:: Records supplied ::

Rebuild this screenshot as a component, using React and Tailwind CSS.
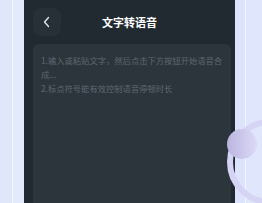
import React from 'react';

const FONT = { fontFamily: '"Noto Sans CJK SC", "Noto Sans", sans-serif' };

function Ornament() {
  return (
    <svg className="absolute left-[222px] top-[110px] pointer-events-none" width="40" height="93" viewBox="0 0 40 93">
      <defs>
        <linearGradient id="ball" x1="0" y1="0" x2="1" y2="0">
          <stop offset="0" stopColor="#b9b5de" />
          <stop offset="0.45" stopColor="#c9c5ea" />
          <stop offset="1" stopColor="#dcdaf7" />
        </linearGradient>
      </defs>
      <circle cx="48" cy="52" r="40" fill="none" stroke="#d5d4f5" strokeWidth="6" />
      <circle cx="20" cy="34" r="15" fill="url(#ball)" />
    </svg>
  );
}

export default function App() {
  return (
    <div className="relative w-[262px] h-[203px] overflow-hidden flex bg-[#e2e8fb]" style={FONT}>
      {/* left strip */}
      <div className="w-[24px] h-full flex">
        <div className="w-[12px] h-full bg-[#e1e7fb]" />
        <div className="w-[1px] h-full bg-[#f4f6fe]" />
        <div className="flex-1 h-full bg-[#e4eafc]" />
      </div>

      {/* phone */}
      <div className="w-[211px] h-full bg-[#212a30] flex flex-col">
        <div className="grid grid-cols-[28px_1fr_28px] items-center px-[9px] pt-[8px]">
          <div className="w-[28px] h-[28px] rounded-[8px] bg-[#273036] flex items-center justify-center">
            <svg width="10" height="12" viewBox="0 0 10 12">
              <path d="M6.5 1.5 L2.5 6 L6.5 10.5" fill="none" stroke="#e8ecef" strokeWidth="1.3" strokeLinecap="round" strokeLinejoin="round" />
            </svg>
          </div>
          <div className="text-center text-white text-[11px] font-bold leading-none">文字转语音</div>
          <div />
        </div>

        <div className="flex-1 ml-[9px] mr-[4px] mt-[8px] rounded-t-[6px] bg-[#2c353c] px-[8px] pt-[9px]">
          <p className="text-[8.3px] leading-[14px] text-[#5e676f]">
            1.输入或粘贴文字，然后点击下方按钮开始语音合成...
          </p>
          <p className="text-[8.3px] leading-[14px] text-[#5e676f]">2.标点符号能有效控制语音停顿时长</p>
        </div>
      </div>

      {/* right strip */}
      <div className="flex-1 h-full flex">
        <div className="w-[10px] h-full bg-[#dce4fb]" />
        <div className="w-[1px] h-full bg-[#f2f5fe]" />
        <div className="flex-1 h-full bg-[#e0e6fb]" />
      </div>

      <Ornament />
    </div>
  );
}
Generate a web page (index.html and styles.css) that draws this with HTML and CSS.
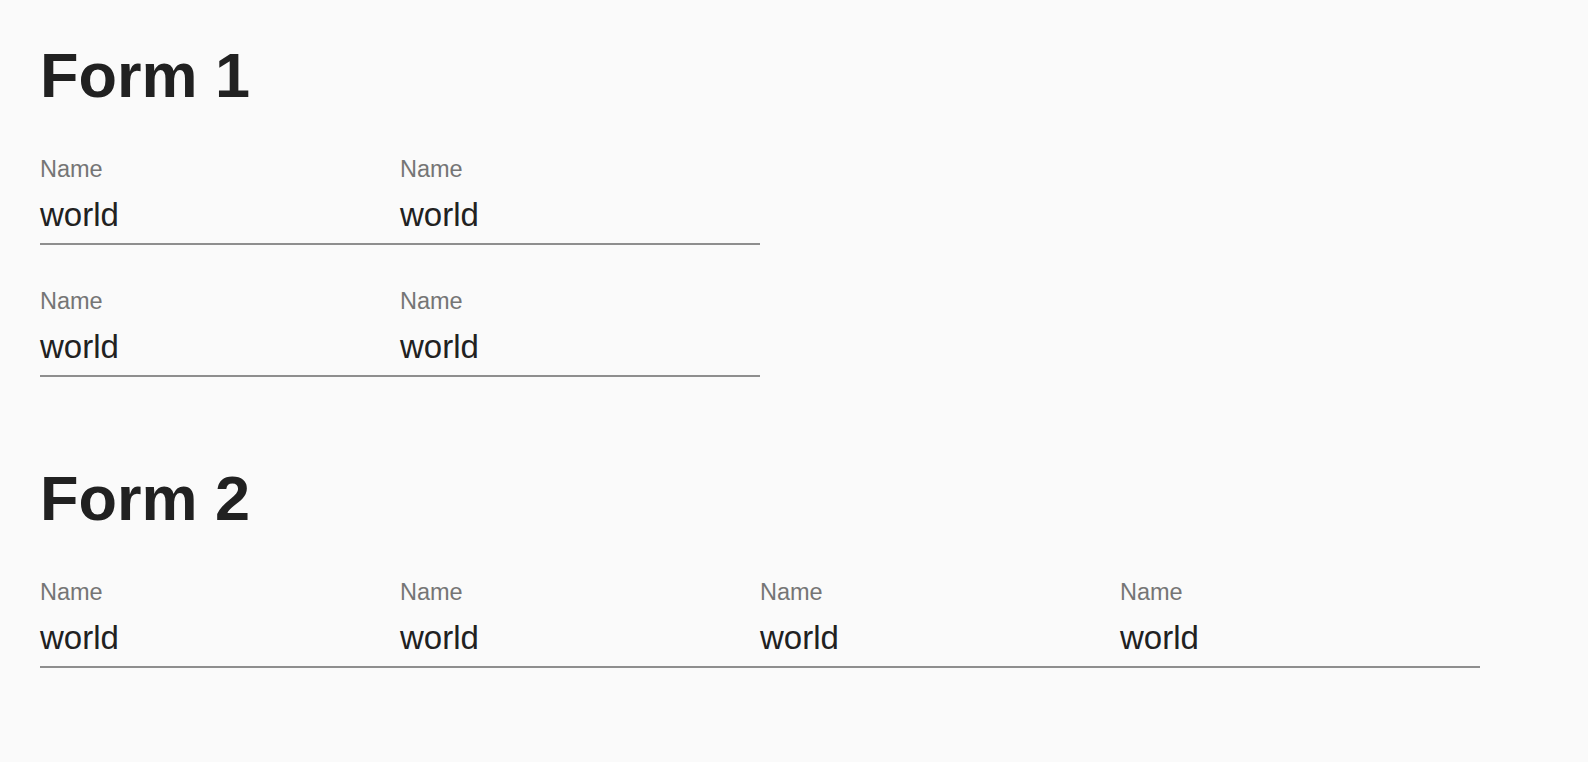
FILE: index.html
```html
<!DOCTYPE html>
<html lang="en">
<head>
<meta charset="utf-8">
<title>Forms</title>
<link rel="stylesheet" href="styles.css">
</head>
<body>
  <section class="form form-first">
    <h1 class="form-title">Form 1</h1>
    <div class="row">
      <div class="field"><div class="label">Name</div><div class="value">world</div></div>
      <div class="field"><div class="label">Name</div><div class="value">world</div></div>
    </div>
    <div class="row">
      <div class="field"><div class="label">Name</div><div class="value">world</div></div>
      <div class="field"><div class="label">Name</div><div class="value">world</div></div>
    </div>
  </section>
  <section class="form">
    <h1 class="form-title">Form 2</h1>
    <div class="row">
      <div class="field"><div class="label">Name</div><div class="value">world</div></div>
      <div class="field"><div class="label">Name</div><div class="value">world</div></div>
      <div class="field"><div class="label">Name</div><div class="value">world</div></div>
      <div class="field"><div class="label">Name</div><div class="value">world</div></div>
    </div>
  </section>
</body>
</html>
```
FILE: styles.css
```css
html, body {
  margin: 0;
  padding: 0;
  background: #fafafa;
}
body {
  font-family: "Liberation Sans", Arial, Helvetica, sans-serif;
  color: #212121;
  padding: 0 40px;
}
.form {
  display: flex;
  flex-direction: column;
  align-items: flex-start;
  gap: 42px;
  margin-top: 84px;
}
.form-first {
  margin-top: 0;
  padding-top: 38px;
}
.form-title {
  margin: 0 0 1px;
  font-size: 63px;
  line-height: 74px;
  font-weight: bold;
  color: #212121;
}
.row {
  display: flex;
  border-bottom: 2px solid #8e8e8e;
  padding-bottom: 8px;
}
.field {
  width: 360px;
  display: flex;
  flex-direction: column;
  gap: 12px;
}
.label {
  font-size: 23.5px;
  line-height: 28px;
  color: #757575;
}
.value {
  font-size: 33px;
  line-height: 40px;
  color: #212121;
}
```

:::

From the records given above, reproduce all text exactly and exclude each picture.

== Written answer ==
Rebuild this screenshot as a component, using React and Tailwind CSS.
import React from 'react';

const FONT = { fontFamily: '"Noto Sans CJK SC", "Noto Sans", sans-serif' };

function Ornament() {
  return (
    <svg className="absolute left-[222px] top-[110px] pointer-events-none" width="40" height="93" viewBox="0 0 40 93">
      <defs>
        <linearGradient id="ball" x1="0" y1="0" x2="1" y2="0">
          <stop offset="0" stopColor="#b9b5de" />
          <stop offset="0.45" stopColor="#c9c5ea" />
          <stop offset="1" stopColor="#dcdaf7" />
        </linearGradient>
      </defs>
      <circle cx="48" cy="52" r="40" fill="none" stroke="#d5d4f5" strokeWidth="6" />
      <circle cx="20" cy="34" r="15" fill="url(#ball)" />
    </svg>
  );
}

export default function App() {
  return (
    <div className="relative w-[262px] h-[203px] overflow-hidden flex bg-[#e2e8fb]" style={FONT}>
      {/* left strip */}
      <div className="w-[24px] h-full flex">
        <div className="w-[12px] h-full bg-[#e1e7fb]" />
        <div className="w-[1px] h-full bg-[#f4f6fe]" />
        <div className="flex-1 h-full bg-[#e4eafc]" />
      </div>

      {/* phone */}
      <div className="w-[211px] h-full bg-[#212a30] flex flex-col">
        <div className="grid grid-cols-[28px_1fr_28px] items-center px-[9px] pt-[8px]">
          <div className="w-[28px] h-[28px] rounded-[8px] bg-[#273036] flex items-center justify-center">
            <svg width="10" height="12" viewBox="0 0 10 12">
              <path d="M6.5 1.5 L2.5 6 L6.5 10.5" fill="none" stroke="#e8ecef" strokeWidth="1.3" strokeLinecap="round" strokeLinejoin="round" />
            </svg>
          </div>
          <div className="text-center text-white text-[11px] font-bold leading-none">文字转语音</div>
          <div />
        </div>

        <div className="flex-1 ml-[9px] mr-[4px] mt-[8px] rounded-t-[6px] bg-[#2c353c] px-[8px] pt-[9px]">
          <p className="text-[8.3px] leading-[14px] text-[#5e676f]">
            1.输入或粘贴文字，然后点击下方按钮开始语音合成...
          </p>
          <p className="text-[8.3px] leading-[14px] text-[#5e676f]">2.标点符号能有效控制语音停顿时长</p>
        </div>
      </div>

      {/* right strip */}
      <div className="flex-1 h-full flex">
        <div className="w-[10px] h-full bg-[#dce4fb]" />
        <div className="w-[1px] h-full bg-[#f2f5fe]" />
        <div className="flex-1 h-full bg-[#e0e6fb]" />
      </div>

      <Ornament />
    </div>
  );
}
Generate a web page (index.html and styles.css) that draws this with HTML and CSS.
FILE: index.html
```html
<!DOCTYPE html>
<html lang="en">
<head>
<meta charset="utf-8">
<title>Forms</title>
<link rel="stylesheet" href="styles.css">
</head>
<body>
  <section class="form form-first">
    <h1 class="form-title">Form 1</h1>
    <div class="row">
      <div class="field"><div class="label">Name</div><div class="value">world</div></div>
      <div class="field"><div class="label">Name</div><div class="value">world</div></div>
    </div>
    <div class="row">
      <div class="field"><div class="label">Name</div><div class="value">world</div></div>
      <div class="field"><div class="label">Name</div><div class="value">world</div></div>
    </div>
  </section>
  <section class="form">
    <h1 class="form-title">Form 2</h1>
    <div class="row">
      <div class="field"><div class="label">Name</div><div class="value">world</div></div>
      <div class="field"><div class="label">Name</div><div class="value">world</div></div>
      <div class="field"><div class="label">Name</div><div class="value">world</div></div>
      <div class="field"><div class="label">Name</div><div class="value">world</div></div>
    </div>
  </section>
</body>
</html>
```
FILE: styles.css
```css
html, body {
  margin: 0;
  padding: 0;
  background: #fafafa;
}
body {
  font-family: "Liberation Sans", Arial, Helvetica, sans-serif;
  color: #212121;
  padding: 0 40px;
}
.form {
  display: flex;
  flex-direction: column;
  align-items: flex-start;
  gap: 42px;
  margin-top: 84px;
}
.form-first {
  margin-top: 0;
  padding-top: 38px;
}
.form-title {
  margin: 0 0 1px;
  font-size: 63px;
  line-height: 74px;
  font-weight: bold;
  color: #212121;
}
.row {
  display: flex;
  border-bottom: 2px solid #8e8e8e;
  padding-bottom: 8px;
}
.field {
  width: 360px;
  display: flex;
  flex-direction: column;
  gap: 12px;
}
.label {
  font-size: 23.5px;
  line-height: 28px;
  color: #757575;
}
.value {
  font-size: 33px;
  line-height: 40px;
  color: #212121;
}
```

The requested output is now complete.